MA 19 – Il magnetismo “annullato(22.5.2007)

   

Chi vuol capire, bene, l’ultimo concetto espresso nella News precedente non ha da fare altro che procurarsi due barrette magnetiche, ad esempio quelle diffusissime per i giochi di “costruzione” (foto a sinistra, ma vanno bene anche i comuni magneti cilindrici degli altoparlanti) e prestare la massima attenzione a cosa succede (alle sue mani e alla sua psiche) avvicinando tra loro prima due poli eteronomi e poi due poli omonimi. Troverà sì, rispettivamente, attrazione e repulsione, ma di tipo per così dire “particolare”, sui generis.

L’attrazione fino a un certo punto sarà “elastica” e reversibile, permettendo il “tiremmolla” tra i due magneti, poi sarà sempre meno graduale e sempre più “fatale” nel momento in cui i due poli, vertiginosamente e irrefrenabilmente, verranno a contatto annichilandosi. Questa unione intima potrebbe paragonarsi ad un corto circuito o ad una molla di orologio che si scarica di botto.

La repulsione invece è un fenomeno ancora più misterioso, e tuttavia, si badi, più facile da osservare: i due poli non si respingono, semplicemente “si evitano”, rifuggono l’uno dall’altro, non vogliono avere “rapporti”.

In termini scientifici, se ha senso ed è fino ad un certo punto misurabile la forza di attrazione, quella di repulsione è sfuggente e sicuramente non misurabile, neanche con i più “squisiti” magnetometri o le più “dilicate” bilance magnetiche. L’induzione magnetica, o se vogliamo “magnetostatica”, non può non avere rapporto, ne sono convinto, con il “segreto” dell’induzione elettrostatica intravisto o scoperto da Melloni (vedi Melloni News, passim).

Le sbarrette di plastica “magnetic toys” hanno incastrati ai due estremi due magneti che pur essendo minuscoli (come pile al mercurio del diametro di 3 mm) sono molto potenti. Con un po’ di pazienza e attenzione ne ho distrutte 10, procurandomi così 20 magneti con cui ho fatto alcune semplici e utilissime esperienze.

Tutti sappiamo, o per lo meno nei testi c’è scritto che dividendo indefinitamente una barra magnetica si ottengono sempre dei “dipoli” magnetici. Ebbene, io praticamente ho fatto il percorso inverso: partendo dai magneti elementari mi sono costruito la barra, nel mio caso “composta”, come già detto, da 20 dipolini (foto in basso a sinistra). I poli intermedi si elidono, ma non così la loro forza che “migra” e rimane “concentrata” nei poli estremi.

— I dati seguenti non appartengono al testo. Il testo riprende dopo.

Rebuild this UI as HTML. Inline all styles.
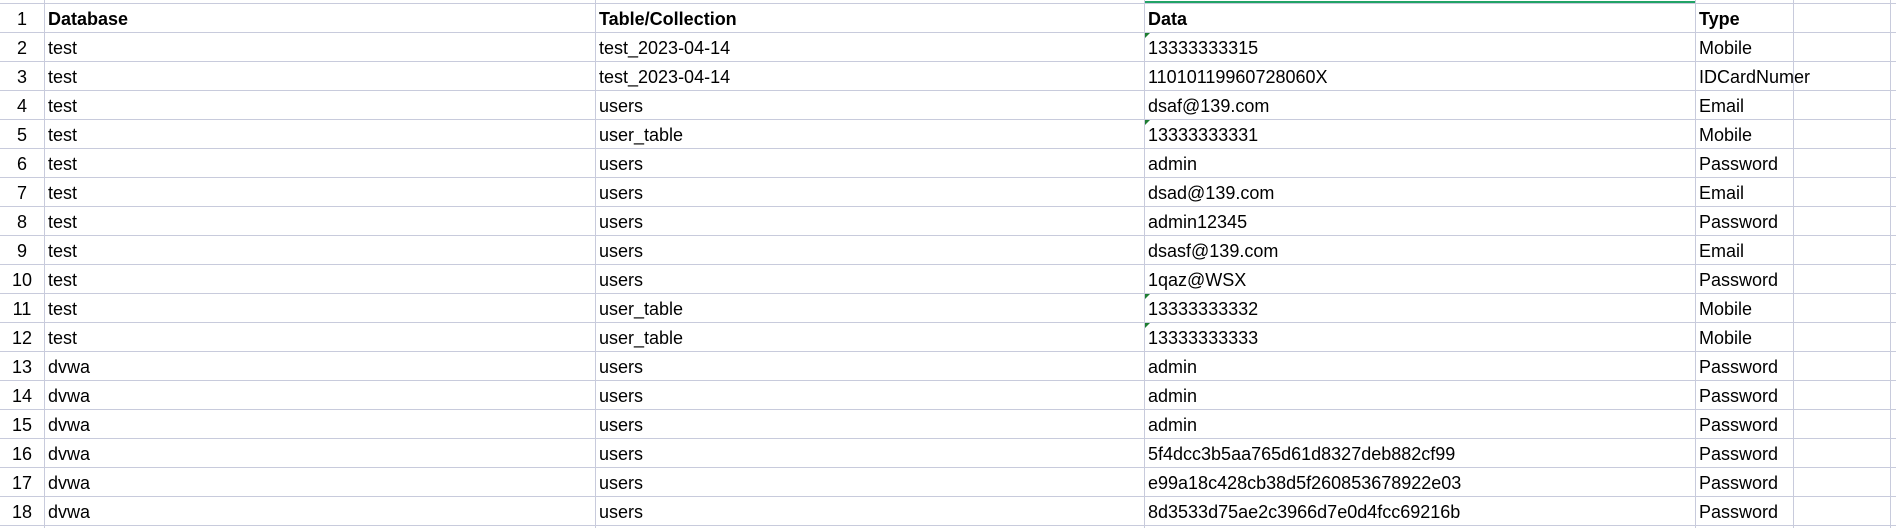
<!DOCTYPE html><html><head><style>
body{margin:0;width:1896px;height:528px;background:#fff;overflow:hidden;position:relative;font-family:"Liberation Sans",sans-serif;font-size:18px;color:#000}
.v{position:absolute;top:0;width:1px;height:528px;background:#c8cbdc}
.h{position:absolute;left:0;width:1896px;height:1px;background:#c8cbdc}
.t{position:absolute;height:29px;line-height:30px;white-space:nowrap;background:transparent}
.n{position:absolute;left:0;width:44px;text-align:center;height:29px;line-height:30px}
.b{font-weight:bold}
.g{position:absolute;width:0;height:0;border-top:5px solid #1e7d32;border-right:5px solid transparent}
</style></head><body>
<div class="v" style="left:44px"></div>
<div class="v" style="left:595px"></div>
<div class="v" style="left:1144px"></div>
<div class="v" style="left:1695px"></div>
<div class="v" style="left:1793px"></div>
<div class="v" style="left:1890px"></div>
<div id="rows"></div>
<div style="position:absolute;left:1145px;top:1px;width:550px;height:2px;background:#21a366"></div>
<script>
var d=[["Database","Table/Collection","Data","Type"],
["test","test_2023-04-14","13333333315","Mobile",1],
["test","test_2023-04-14","11010119960728060X","IDCardNumer"],
["test","users","dsaf@139.com","Email"],
["test","user_table","13333333331","Mobile",1],
["test","users","admin","Password"],
["test","users","dsad@139.com","Email"],
["test","users","admin12345","Password"],
["test","users","dsasf@139.com","Email"],
["test","users","1qaz@WSX","Password"],
["test","user_table","13333333332","Mobile",1],
["test","user_table","13333333333","Mobile",1],
["dvwa","users","admin","Password"],
["dvwa","users","admin","Password"],
["dvwa","users","admin","Password"],
["dvwa","users","5f4dcc3b5aa765d61d8327deb882cf99","Password"],
["dvwa","users","e99a18c428cb38d5f260853678922e03","Password"],
["dvwa","users","8d3533d75ae2c3966d7e0d4fcc69216b","Password"]];
var h='<div class="h" style="top:3px"></div>';
var xs=[48,599,1148,1699];
for(var i=0;i<d.length;i++){var y=4+i*29;
h+='<div class="h" style="top:'+(y+28)+'px"></div>';
h+='<div class="n" style="top:'+y+'px">'+(i+1)+'</div>';
if(i==2)h+='<div style="position:absolute;left:1794px;top:'+y+'px;width:90px;height:28px;background:#fff"></div>';
for(var j=0;j<4;j++)h+='<div class="t'+(i==0?' b':'')+'" style="left:'+xs[j]+'px;top:'+y+'px">'+d[i][j]+'</div>';
if(d[i][4])h+='<div class="g" style="left:1145px;top:'+y+'px"></div>';}
document.getElementById('rows').innerHTML=h;
</script>
</body></html>
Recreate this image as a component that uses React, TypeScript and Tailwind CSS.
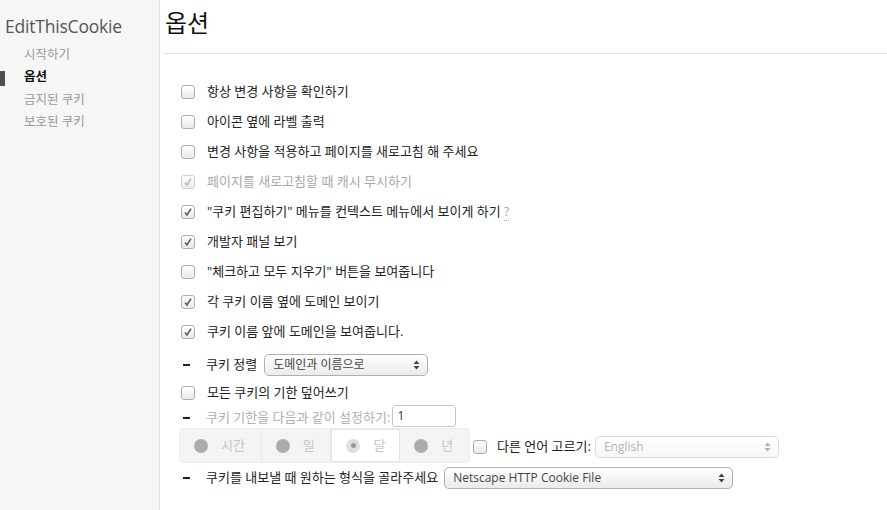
import React from 'react';

const FONT = '"Open Sans", "Noto Sans CJK KR", sans-serif';

type Opt = { label: string; checked: boolean; muted?: boolean; help?: boolean };

const options: Opt[] = [
  { label: '항상 변경 사항을 확인하기', checked: false },
  { label: '아이콘 옆에 라벨 출력', checked: false },
  { label: '변경 사항을 적용하고 페이지를 새로고침 해 주세요', checked: false },
  { label: '페이지를 새로고침할 때 캐시 무시하기', checked: true, muted: true },
  { label: '"쿠키 편집하기" 메뉴를 컨텍스트 메뉴에서 보이게 하기', checked: true, help: true },
  { label: '개발자 패널 보기', checked: true },
  { label: '"체크하고 모두 지우기" 버튼을 보여줍니다', checked: false },
  { label: '각 쿠키 이름 옆에 도메인 보이기', checked: true },
  { label: '쿠키 이름 앞에 도메인을 보여줍니다.', checked: true },
];

const nav = ['시작하기', '옵션', '금지된 쿠키', '보호된 쿠키'];

function Box({ checked, muted }: { checked: boolean; muted?: boolean }) {
  return (
    <span
      className={`w-[14px] h-[14px] shrink-0 rounded-[3px] border bg-gradient-to-b from-white to-[#e9e9e9] flex items-center justify-center ${
        muted ? 'border-[#d2d2d2]' : 'border-[#adadad]'
      }`}
    >
      {checked && (
        <svg width="10" height="10" viewBox="0 0 10 10">
          <path
            d="M2 5.6 L4 8 L8 1.6"
            fill="none"
            stroke={muted ? '#b8b8b8' : '#555'}
            strokeWidth="1.5"
          />
        </svg>
      )}
    </span>
  );
}

function Arrows({ muted }: { muted?: boolean }) {
  const c = muted ? '#b0b0b0' : '#444';
  return (
    <svg width="7" height="10" viewBox="0 0 7 10" className="shrink-0">
      <path d="M3.5 0.5 L6.5 4 L0.5 4 Z" fill={c} />
      <path d="M3.5 9.5 L6.5 6 L0.5 6 Z" fill={c} />
    </svg>
  );
}

function Select({ value, width, muted }: { value: string; width: string; muted?: boolean }) {
  return (
    <div
      className={`${width} h-[22px] rounded-[5px] border flex items-center justify-between pl-[8px] pr-[7px] text-[12px] bg-gradient-to-b ${
        muted
          ? 'border-[#dcdcdc] from-white to-[#f7f7f7] text-[#b3b3b3]'
          : 'border-[#b0b0b0] from-white to-[#ebebeb] text-[#444]'
      }`}
    >
      <span>{value}</span>
      <Arrows muted={muted} />
    </div>
  );
}

function Dash() {
  return <span className="w-[7px] h-[2px] bg-[#222] shrink-0 ml-[2px] mr-[16px]" />;
}

function Radio({ label, selected, width }: { label: string; selected?: boolean; width: string }) {
  return (
    <div
      className={`${width} h-full flex items-center gap-[13px] pl-[14px] ${
        selected ? 'bg-white border border-[#e4e4e4] -my-px h-[37px]' : 'border-r border-[#e8e8e8] last:border-r-0'
      }`}
    >
      {selected ? (
        <span className="w-[14px] h-[14px] rounded-full bg-[#dedede] flex items-center justify-center">
          <span className="w-[5px] h-[5px] rounded-full bg-[#9a9a9a]" />
        </span>
      ) : (
        <span className="w-[14px] h-[14px] rounded-full bg-[#acacac]" />
      )}
      <span className="text-[13px] text-[#c4c4c4]">{label}</span>
    </div>
  );
}

export default function App() {
  return (
    <div className="w-[887px] h-[510px] flex bg-white overflow-hidden" style={{ fontFamily: FONT }}>
      {/* sidebar */}
      <aside className="w-[160px] shrink-0 bg-[#f6f6f6] border-r border-[#e2e2e2] pt-[13px]">
        <div className="pl-[5px] text-[17.5px] text-[#555] leading-[26px] tracking-[-0.2px]">EditThisCookie</div>
        <ul className="mt-[5px]">
          {nav.map((item) => (
            <li key={item} className="relative h-[22.5px] flex items-center pl-[24px] text-[12.5px]">
              {item === '옵션' && <span className="absolute left-0 top-[4px] w-[5px] h-[15px] bg-[#4b4f57]" />}
              <span className={item === '옵션' ? 'text-[#111] font-semibold' : 'text-[#999]'}>{item}</span>
            </li>
          ))}
        </ul>
      </aside>

      {/* main */}
      <main className="flex-1 pl-[4px]">
        <h1 className="h-[54px] border-b border-[#e0e0e0] pl-[1px] pt-[6px] text-[24px] text-[#111] leading-[34px]">옵션</h1>

        <div className="pl-[17px] pt-[23px] text-[13px] text-[#222]">
          {options.map((o) => (
            <div key={o.label} className="h-[30px] flex items-center gap-[12px]">
              <Box checked={o.checked} muted={o.muted} />
              <span className={o.muted ? 'text-[#a8a8a8]' : ''}>
                {o.label}
                {o.help && (
                  <span className="ml-[3px] text-[#9aa8b8] border-b border-dotted border-[#9aa8b8]">?</span>
                )}
              </span>
            </div>
          ))}

          <div className="mt-[5px] h-[26px] flex items-center">
            <Dash />
            <span className="mr-[7px]">쿠키 정렬</span>
            <Select value="도메인과 이름으로" width="w-[164px]" />
          </div>

          <div className="h-[30px] flex items-center gap-[12px]">
            <Box checked={false} />
            <span>모든 쿠키의 기한 덮어쓰기</span>
          </div>

          <div className="h-[20px] flex items-center">
            <Dash />
            <span className="text-[#b0b0b0]">쿠키 기한을 다음과 같이 설정하기:</span>
            <div className="ml-[2px] mt-[-4px] w-[64px] h-[22px] border border-[#c8c8c8] rounded-[3px] pl-[4px] text-[12px] leading-[20px] text-[#333]">
              1
            </div>
          </div>

          <div className="flex items-center">
            <div className="w-[291px] h-[35px] -ml-[2px] rounded-[4px] bg-[#f4f4f4] border border-[#ececec] flex items-center">
              <Radio label="시간" width="w-[82px]" />
              <Radio label="일" width="w-[70px]" />
              <Radio label="달" width="w-[69px]" selected />
              <Radio label="년" width="w-[69px]" />
            </div>
            <div className="ml-[3px] mt-[3px] flex items-center">
              <Box checked={false} />
              <span className="ml-[10px] mr-[4px]">다른 언어 고르기:</span>
              <Select value="English" width="w-[184px]" muted />
            </div>
          </div>

          <div className="mt-[3px] h-[24px] flex items-center">
            <Dash />
            <span className="mr-[6px]">쿠키를 내보낼 때 원하는 형식을 골라주세요</span>
            <Select value="Netscape HTTP Cookie File" width="w-[289px]" />
          </div>
        </div>
      </main>
    </div>
  );
}
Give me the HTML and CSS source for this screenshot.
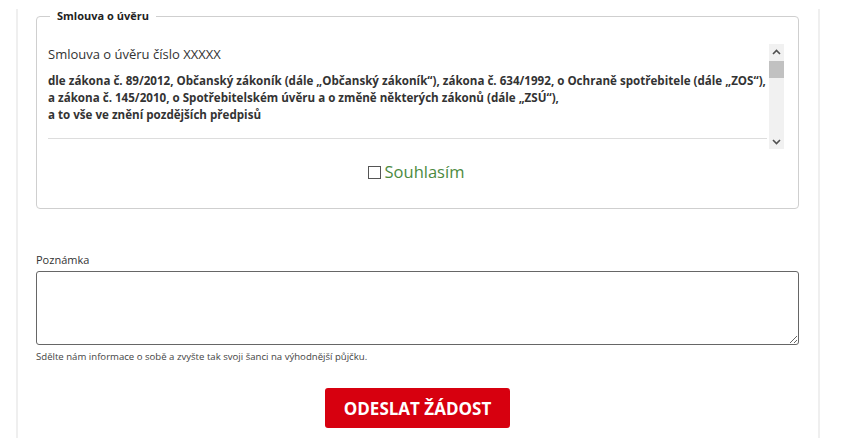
FILE: index.html
```html
<!DOCTYPE html>
<html lang="cs">
<head>
<meta charset="utf-8">
<title>Smlouva o úvěru</title>
<link rel="stylesheet" href="styles.css">
</head>
<body>
<div class="page">
  <fieldset class="contract">
    <legend class="contract-legend">Smlouva o úvěru</legend>
    <div class="scrollbox">
      <div class="scroll-content">
        <h3 class="contract-title">Smlouva o úvěru číslo XXXXX</h3>
        <p class="contract-law">dle zákona č. 89/2012, Občanský zákoník (dále „Občanský zákoník“), zákona č. 634/1992, o Ochraně spotřebitele (dále „ZOS“),<br>a zákona č. 145/2010, o Spotřebitelském úvěru a o změně některých zákonů (dále „ZSÚ“),<br>a to vše ve znění pozdějších předpisů</p>
        <hr class="contract-rule">
      </div>
      <div class="scrollbar">
        <div class="sb-arrow">
          <svg width="9" height="6" viewBox="0 0 9 6"><path d="M1 5 L4.5 1.5 L8 5" fill="none" stroke="#505050" stroke-width="1.6"/></svg>
        </div>
        <div class="sb-track"><div class="sb-thumb"></div></div>
        <div class="sb-arrow">
          <svg width="9" height="6" viewBox="0 0 9 6"><path d="M1 1 L4.5 4.5 L8 1" fill="none" stroke="#505050" stroke-width="1.6"/></svg>
        </div>
      </div>
    </div>
    <label class="agree"><span class="agree-box"></span>Souhlasím</label>
  </fieldset>

  <div class="note">
    <label class="note-label" for="note">Poznámka</label>
    <div class="note-field">
      <textarea id="note" class="note-input"></textarea>
    </div>
    <p class="note-help">Sdělte nám informace o sobě a zvyšte tak svoji šanci na výhodnější půjčku.</p>
  </div>

  <div class="actions">
    <button class="submit" type="button">Odeslat žádost</button>
  </div>
</div>
</body>
</html>
```

FILE: styles.css
```css
html, body {
  margin: 0;
  padding: 0;
  background: #fff;
}

body {
  font-family: "Open Sans", "Liberation Sans", sans-serif;
  color: #333;
}

.page {
  box-sizing: border-box;
  width: 804px;
  min-height: 100vh;
  margin-left: 16px;
  border-left: 2px solid #efefef;
  border-right: 2px solid #efefef;
  padding: 0 19px 8px 18px;
}

.contract {
  margin: 9px 0 0;
  border: 1px solid #cfcfcf;
  border-radius: 4px;
  padding: 21px 14px 25px 11px;
}

.contract-legend {
  font-size: 11px;
  font-weight: 700;
  color: #222;
  padding: 0 7px;
  margin-left: 2px;
  line-height: 14px;
}

.scrollbox {
  display: flex;
  height: 105px;
  overflow: hidden;
}

.scroll-content {
  flex: 1;
  padding: 0 2px 0 0;
}

.contract-title {
  font-size: 13px;
  font-weight: 400;
  line-height: 20px;
  margin: 0;
  color: #333;
}

.contract-law {
  font-size: 11.6px;
  font-weight: 700;
  line-height: 17px;
  margin: 8px 0 0;
  color: #333;
}

.contract-rule {
  border: 0;
  border-top: 1px solid #ddd;
  margin: 15px 0 0;
}

.scrollbar {
  width: 15px;
  background: #f1f1f1;
  display: flex;
  flex-direction: column;
}

.sb-arrow {
  height: 15px;
  display: flex;
  align-items: center;
  justify-content: center;
}

.sb-track {
  flex: 1;
}

.sb-thumb {
  height: 17px;
  margin: 2px 0 0;
  background: #c1c1c1;
}

.agree {
  display: flex;
  align-items: center;
  justify-content: center;
  margin-top: 12px;
  line-height: 22px;
  font-size: 16.5px;
  color: #4c8a3f;
}

.agree-box {
  width: 11px;
  height: 11px;
  border: 1px solid #555;
  margin-right: 4px;
}

.note {
  margin-top: 43px;
}

.note-label {
  display: block;
  font-size: 11px;
  line-height: 15px;
  color: #333;
  margin-bottom: 4px;
}

.note-field {
  display: flex;
}

.note-input {
  flex: 1;
  height: 64px;
  margin: 0;
  padding: 4px;
  border: 1px solid #666;
  border-radius: 3px;
  box-sizing: content-box;
  font-family: inherit;
  resize: vertical;
}

.note-help {
  margin: 5px 0 0;
  font-size: 9.6px;
  line-height: 14px;
  color: #444;
}

.actions {
  display: flex;
  justify-content: center;
  margin-top: 24px;
}

.submit {
  width: 185px;
  height: 40px;
  border: 0;
  border-radius: 3px;
  background: #d7000f;
  color: #fff;
  font-family: "Open Sans", "Liberation Sans", sans-serif;
  font-weight: 700;
  font-size: 17px;
  text-transform: uppercase;
}
```
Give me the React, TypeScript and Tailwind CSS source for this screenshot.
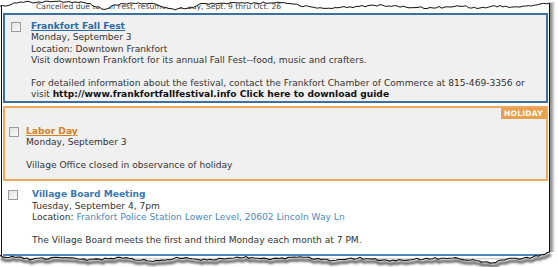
import React from 'react'

const font = { fontFamily: '"DejaVu Sans", Verdana, sans-serif' }

// jagged torn-paper line from a few control points plus a little jitter
function jag(points: [number, number][], seed: number) {
  const out: [number, number][] = []
  for (let i = 0; i < points.length - 1; i++) {
    const [x1, y1] = points[i]
    const [x2, y2] = points[i + 1]
    const steps = Math.max(1, Math.round((x2 - x1) / 3))
    for (let s = 0; s < steps; s++) {
      const t = s / steps
      const x = x1 + (x2 - x1) * t
      const n = Math.sin((x + seed) * 12.9898) * 43758.5453
      const r = n - Math.floor(n)
      out.push([x, y1 + (y2 - y1) * t + (r - 0.5) * 2])
    }
  }
  out.push(points[points.length - 1])
  return out
}

const topPts = jag(
  [
    [0, 6], [8, 5], [14, 3], [30, 2], [60, 2], [90, 3], [96, 7], [105, 9],
    [115, 5], [130, 4], [150, 3], [160, 6], [175, 9], [190, 8], [200, 4],
    [230, 3], [260, 3], [290, 3], [300, 6], [320, 8], [350, 7], [380, 5],
    [400, 7], [430, 8], [460, 6], [480, 8], [500, 6], [520, 7], [540, 5], [550, 3],
  ],
  3
)

const bottomPts = jag(
  [
    [0, 256], [15, 257], [30, 259], [60, 258], [90, 260], [120, 258],
    [150, 261], [180, 258], [210, 260], [240, 257], [270, 259], [300, 257],
    [330, 260], [360, 258], [390, 261], [420, 259], [450, 258], [470, 260],
    [490, 263], [510, 259], [530, 258], [550, 252],
  ],
  7
)

const toD = (p: [number, number][]) =>
  p.map(([x, y], i) => `${i ? 'L' : 'M'}${x.toFixed(1)} ${y.toFixed(1)}`).join(' ')

function Checkbox() {
  return (
    <div className="w-[10px] h-[10px] shrink-0 border border-[#9c9c9c] bg-gradient-to-br from-[#e2e2e2] to-[#fafafa]" />
  )
}

function TornEdges() {
  const topD = toD(topPts)
  const botD = toD(bottomPts)
  return (
    <svg
      className="absolute top-0 left-0 pointer-events-none"
      width="558"
      height="267"
      viewBox="0 0 558 267"
    >
      <defs>
        <filter id="soft" x="-5%" y="-50%" width="110%" height="200%">
          <feGaussianBlur stdDeviation="1.2" />
        </filter>
      </defs>
      {/* top: white above the tear */}
      <path d={`${topD} L558 0 L0 0 Z`} fill="#fff" />
      <path d={topD} fill="none" stroke="#111" strokeWidth="1" />
      {/* bottom: white below the tear, then shadow */}
      <path d={`${botD} L558 252 L558 267 L0 267 Z`} fill="#fff" />
      <path d={botD} transform="translate(1 3)" fill="none" stroke="#666" strokeWidth="3" filter="url(#soft)" />
      <path d={botD} fill="none" stroke="#111" strokeWidth="1.1" />
    </svg>
  )
}

export default function App() {
  return (
    <div className="relative w-[558px] h-[267px] bg-white overflow-hidden text-[#333] text-[9.1px] leading-[11.4px]" style={font}>
      <div className="ml-[1px] w-[549px] h-[258px] border-l border-r border-[#111] shadow-[3px_0_3px_rgba(0,0,0,0.45)]">
        <div className="h-[13px] pt-[1px] pl-[34px] text-[#444] text-[7.6px] whitespace-nowrap">
          Cancelled due to Fall Fest, resumes Sunday, Sept. 9 thru Oct. 26
        </div>

        <div className="mx-[1px] border-2 border-[#3b70a0] bg-[#f0f0f0] pt-[6px] pl-[6px] flex gap-[10px]">
          <div className="pt-[1px]">
            <Checkbox />
          </div>
          <div>
            <div className="font-bold text-[#2c6ca5] underline">Frankfort Fall Fest</div>
            <div>Monday, September 3</div>
            <div>Location: Downtown Frankfort</div>
            <div>Visit downtown Frankfort for its annual Fall Fest--food, music and crafters.</div>
            <div className="h-[11.4px]" />
            <div className="whitespace-nowrap">
              For detailed information about the festival, contact the Frankfort Chamber of Commerce at 815-469-3356 or
            </div>
            <div>
              visit <span className="font-bold text-[#111]">http://www.frankfortfallfestival.info Click here to download guide</span>
            </div>
          </div>
        </div>

        <div className="mt-[3px] mx-[1px] border-2 border-[#eea85c] bg-[#f0f0f0] pb-[8px]">
          <div className="flex justify-end">
            <div className="h-[11px] px-[3px] bg-[#e9a04d] text-white font-bold text-[7.5px] leading-[11px] tracking-[0.3px]">
              HOLIDAY
            </div>
          </div>
          <div className="mt-[7px] pl-[4px] flex gap-[7px]">
            <div className="pt-[1px]">
              <Checkbox />
            </div>
            <div>
              <div className="font-bold text-[#d5801f] underline">Labor Day</div>
              <div>Monday, September 3</div>
              <div className="h-[11.4px]" />
              <div>Village Office closed in observance of holiday</div>
            </div>
          </div>
        </div>

        <div className="mt-[8px] pl-[6px] flex gap-[14px]">
          <div className="pt-[1px]">
            <Checkbox />
          </div>
          <div>
            <div className="font-bold text-[#3a79b3]">Village Board Meeting</div>
            <div>Tuesday, September 4, 7pm</div>
            <div>
              Location: <span className="text-[#4a88bf]">Frankfort Police Station Lower Level, 20602 Lincoln Way Ln</span>
            </div>
            <div className="h-[11.4px]" />
            <div>The Village Board meets the first and third Monday each month at 7 PM.</div>
          </div>
        </div>

        <div className="mt-[8px] mx-[1px] h-[4px] border-t-2 border-[#4f87b8]" />
      </div>
      <TornEdges />
    </div>
  )
}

La “pila magnetica” appena descritta aveva una forza tale da orientarsi col campo magnetico terrestre anche poggiata sul tavolo. Ovviamente munendola di una sospensione centrale (ad esempio un semplice filo di cotone) diventava più sensibile, funzionando contemporaneamente (grosso modo) da bussola sia di declinazione che di inclinazione.

Mettendo, per così dire, “in parallelo” due barre da 10 dipoli ciascuna, collegate con due traversine di ferro o due chiodi (foto a sinistra), ho ottenuto una specie di “fascio” (vedi MA 18), ma di debole forza complessiva. Con la stessa disposizione, ma a poli invertiti (foto a destra), si ha invece un circuito magnetico chiuso o “magazzino” (detto così perché, come l’armatura o keeper, serve a “custodire” nel tempo la calamita). Qui il magnetismo sparisce, si annulla (vedi MA 17) o, come si diceva una volta (vedi ME 24), diviene “latente” o “dissimulato”, e il magazzino magnetico si comporta più o meno come l’“elettroforo perpetuo” di Volta.

Questi esperimenti “caserecci” fanno anche intravedere le dipendenze più o meno “bizzarre” dalla “storia” magnetica del materiale, in ultima analisi dal buccoliano fattore “tempo”.